-- start --

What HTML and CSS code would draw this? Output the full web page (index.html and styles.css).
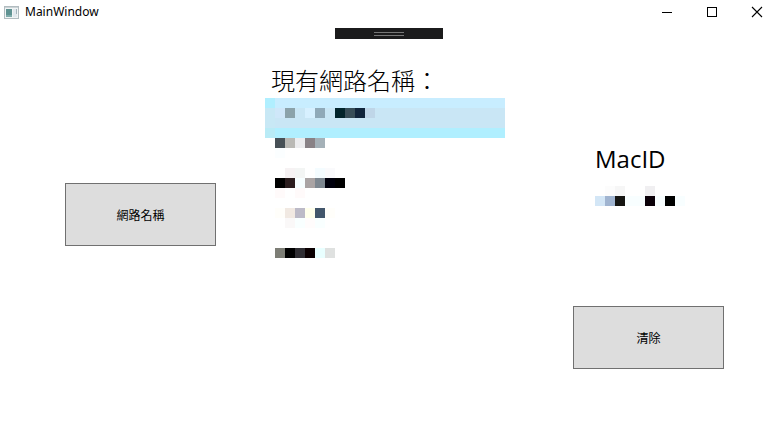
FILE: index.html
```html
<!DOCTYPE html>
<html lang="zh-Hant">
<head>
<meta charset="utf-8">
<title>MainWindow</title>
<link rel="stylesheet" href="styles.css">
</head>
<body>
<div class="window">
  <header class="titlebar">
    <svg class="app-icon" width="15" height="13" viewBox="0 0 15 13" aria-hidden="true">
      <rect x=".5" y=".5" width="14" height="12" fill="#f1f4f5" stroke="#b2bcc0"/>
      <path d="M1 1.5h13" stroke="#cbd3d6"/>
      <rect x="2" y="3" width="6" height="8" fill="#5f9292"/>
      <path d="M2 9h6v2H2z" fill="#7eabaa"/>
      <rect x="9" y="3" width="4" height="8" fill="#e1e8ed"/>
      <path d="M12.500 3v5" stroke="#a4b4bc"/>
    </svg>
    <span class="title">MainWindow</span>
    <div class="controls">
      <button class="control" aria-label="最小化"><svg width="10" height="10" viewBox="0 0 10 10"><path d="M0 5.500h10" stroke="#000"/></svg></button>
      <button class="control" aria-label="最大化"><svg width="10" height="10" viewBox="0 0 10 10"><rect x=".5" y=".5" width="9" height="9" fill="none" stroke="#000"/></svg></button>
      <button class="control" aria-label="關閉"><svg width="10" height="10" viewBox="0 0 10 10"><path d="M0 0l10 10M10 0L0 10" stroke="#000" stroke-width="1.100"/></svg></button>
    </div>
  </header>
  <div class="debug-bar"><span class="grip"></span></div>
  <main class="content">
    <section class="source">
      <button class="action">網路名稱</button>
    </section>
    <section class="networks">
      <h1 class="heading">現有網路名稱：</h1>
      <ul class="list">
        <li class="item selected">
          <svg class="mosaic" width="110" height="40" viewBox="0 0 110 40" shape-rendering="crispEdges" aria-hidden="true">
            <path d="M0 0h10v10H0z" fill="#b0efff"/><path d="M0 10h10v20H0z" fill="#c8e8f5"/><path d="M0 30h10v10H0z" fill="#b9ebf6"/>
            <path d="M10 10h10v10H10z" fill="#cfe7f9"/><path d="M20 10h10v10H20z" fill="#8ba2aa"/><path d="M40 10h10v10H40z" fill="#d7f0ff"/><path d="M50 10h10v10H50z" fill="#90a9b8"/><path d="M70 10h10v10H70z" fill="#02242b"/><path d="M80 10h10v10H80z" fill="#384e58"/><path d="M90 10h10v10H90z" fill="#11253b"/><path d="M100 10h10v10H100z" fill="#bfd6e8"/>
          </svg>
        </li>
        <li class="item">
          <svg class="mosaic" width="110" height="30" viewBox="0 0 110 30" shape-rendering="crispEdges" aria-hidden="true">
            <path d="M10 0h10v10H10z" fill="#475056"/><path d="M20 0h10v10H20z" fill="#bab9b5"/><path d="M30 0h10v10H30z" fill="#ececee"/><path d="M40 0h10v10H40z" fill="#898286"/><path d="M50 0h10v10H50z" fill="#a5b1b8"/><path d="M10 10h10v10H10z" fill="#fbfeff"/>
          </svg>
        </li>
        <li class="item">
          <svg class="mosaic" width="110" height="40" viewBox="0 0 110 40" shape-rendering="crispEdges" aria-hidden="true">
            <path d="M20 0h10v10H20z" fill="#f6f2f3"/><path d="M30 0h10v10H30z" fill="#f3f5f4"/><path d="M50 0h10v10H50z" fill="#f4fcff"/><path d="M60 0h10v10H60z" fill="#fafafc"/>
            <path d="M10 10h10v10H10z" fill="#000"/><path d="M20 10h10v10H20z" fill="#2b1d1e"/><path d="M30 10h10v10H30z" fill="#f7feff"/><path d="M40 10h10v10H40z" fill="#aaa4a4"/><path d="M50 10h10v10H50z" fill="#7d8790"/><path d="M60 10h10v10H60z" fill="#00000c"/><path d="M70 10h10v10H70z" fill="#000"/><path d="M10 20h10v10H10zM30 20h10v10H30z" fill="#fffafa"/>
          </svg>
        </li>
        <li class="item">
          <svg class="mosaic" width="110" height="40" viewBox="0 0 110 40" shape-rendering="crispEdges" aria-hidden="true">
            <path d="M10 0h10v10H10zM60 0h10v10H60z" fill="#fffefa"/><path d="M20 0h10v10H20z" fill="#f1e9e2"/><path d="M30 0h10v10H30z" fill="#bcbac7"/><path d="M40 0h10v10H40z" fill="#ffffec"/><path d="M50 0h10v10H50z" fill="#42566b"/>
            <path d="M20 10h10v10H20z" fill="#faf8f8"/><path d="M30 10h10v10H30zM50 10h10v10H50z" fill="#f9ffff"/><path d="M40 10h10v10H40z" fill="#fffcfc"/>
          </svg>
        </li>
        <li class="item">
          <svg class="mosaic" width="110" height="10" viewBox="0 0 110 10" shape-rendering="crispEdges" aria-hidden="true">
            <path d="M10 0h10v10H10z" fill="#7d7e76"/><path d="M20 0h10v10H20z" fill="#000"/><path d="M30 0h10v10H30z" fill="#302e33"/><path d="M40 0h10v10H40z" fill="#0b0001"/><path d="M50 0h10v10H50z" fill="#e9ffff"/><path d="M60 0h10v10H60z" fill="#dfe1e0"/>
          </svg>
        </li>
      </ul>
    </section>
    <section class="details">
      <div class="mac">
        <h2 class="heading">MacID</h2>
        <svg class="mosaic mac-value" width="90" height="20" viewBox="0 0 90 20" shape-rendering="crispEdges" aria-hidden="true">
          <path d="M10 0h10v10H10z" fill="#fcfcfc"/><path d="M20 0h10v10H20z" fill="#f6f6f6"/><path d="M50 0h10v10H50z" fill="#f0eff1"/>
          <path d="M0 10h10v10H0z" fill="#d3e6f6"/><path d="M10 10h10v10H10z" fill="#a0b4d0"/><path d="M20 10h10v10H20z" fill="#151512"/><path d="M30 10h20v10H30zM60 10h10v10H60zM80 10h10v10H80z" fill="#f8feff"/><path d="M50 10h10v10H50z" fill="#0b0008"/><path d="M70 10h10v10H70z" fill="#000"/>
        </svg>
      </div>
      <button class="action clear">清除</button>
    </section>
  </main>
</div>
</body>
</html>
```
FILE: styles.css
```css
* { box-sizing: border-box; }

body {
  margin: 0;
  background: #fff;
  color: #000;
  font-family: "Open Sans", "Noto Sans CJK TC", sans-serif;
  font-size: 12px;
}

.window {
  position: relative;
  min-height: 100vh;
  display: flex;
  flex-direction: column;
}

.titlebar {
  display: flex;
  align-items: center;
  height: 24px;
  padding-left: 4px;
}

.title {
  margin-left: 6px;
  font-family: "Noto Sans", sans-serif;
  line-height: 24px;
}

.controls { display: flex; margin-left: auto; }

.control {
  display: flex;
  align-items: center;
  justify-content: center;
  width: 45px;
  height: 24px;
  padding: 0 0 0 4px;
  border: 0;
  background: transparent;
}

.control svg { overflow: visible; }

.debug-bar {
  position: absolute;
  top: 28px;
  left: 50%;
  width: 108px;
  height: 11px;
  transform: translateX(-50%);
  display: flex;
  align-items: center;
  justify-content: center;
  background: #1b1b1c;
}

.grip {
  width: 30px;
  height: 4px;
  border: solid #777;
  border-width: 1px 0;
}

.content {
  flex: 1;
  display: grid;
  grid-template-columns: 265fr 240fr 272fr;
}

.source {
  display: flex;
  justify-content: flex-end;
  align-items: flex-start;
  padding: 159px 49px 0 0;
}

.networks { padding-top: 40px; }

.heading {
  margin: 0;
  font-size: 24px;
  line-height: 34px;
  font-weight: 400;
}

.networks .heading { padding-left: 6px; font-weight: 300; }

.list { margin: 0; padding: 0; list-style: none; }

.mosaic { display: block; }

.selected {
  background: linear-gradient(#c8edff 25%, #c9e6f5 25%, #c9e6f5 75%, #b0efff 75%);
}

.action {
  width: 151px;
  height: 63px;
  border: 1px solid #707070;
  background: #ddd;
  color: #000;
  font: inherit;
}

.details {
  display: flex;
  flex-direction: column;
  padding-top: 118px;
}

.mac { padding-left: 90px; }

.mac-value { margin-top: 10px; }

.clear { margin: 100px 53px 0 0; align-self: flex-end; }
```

-- end --

# Aim of the exercise
Copy out every line of the listing that includes the string "styles".

# Result
What HTML and CSS code would draw this? Output the full web page (index.html and styles.css).
<link rel="stylesheet" href="styles.css">
FILE: styles.css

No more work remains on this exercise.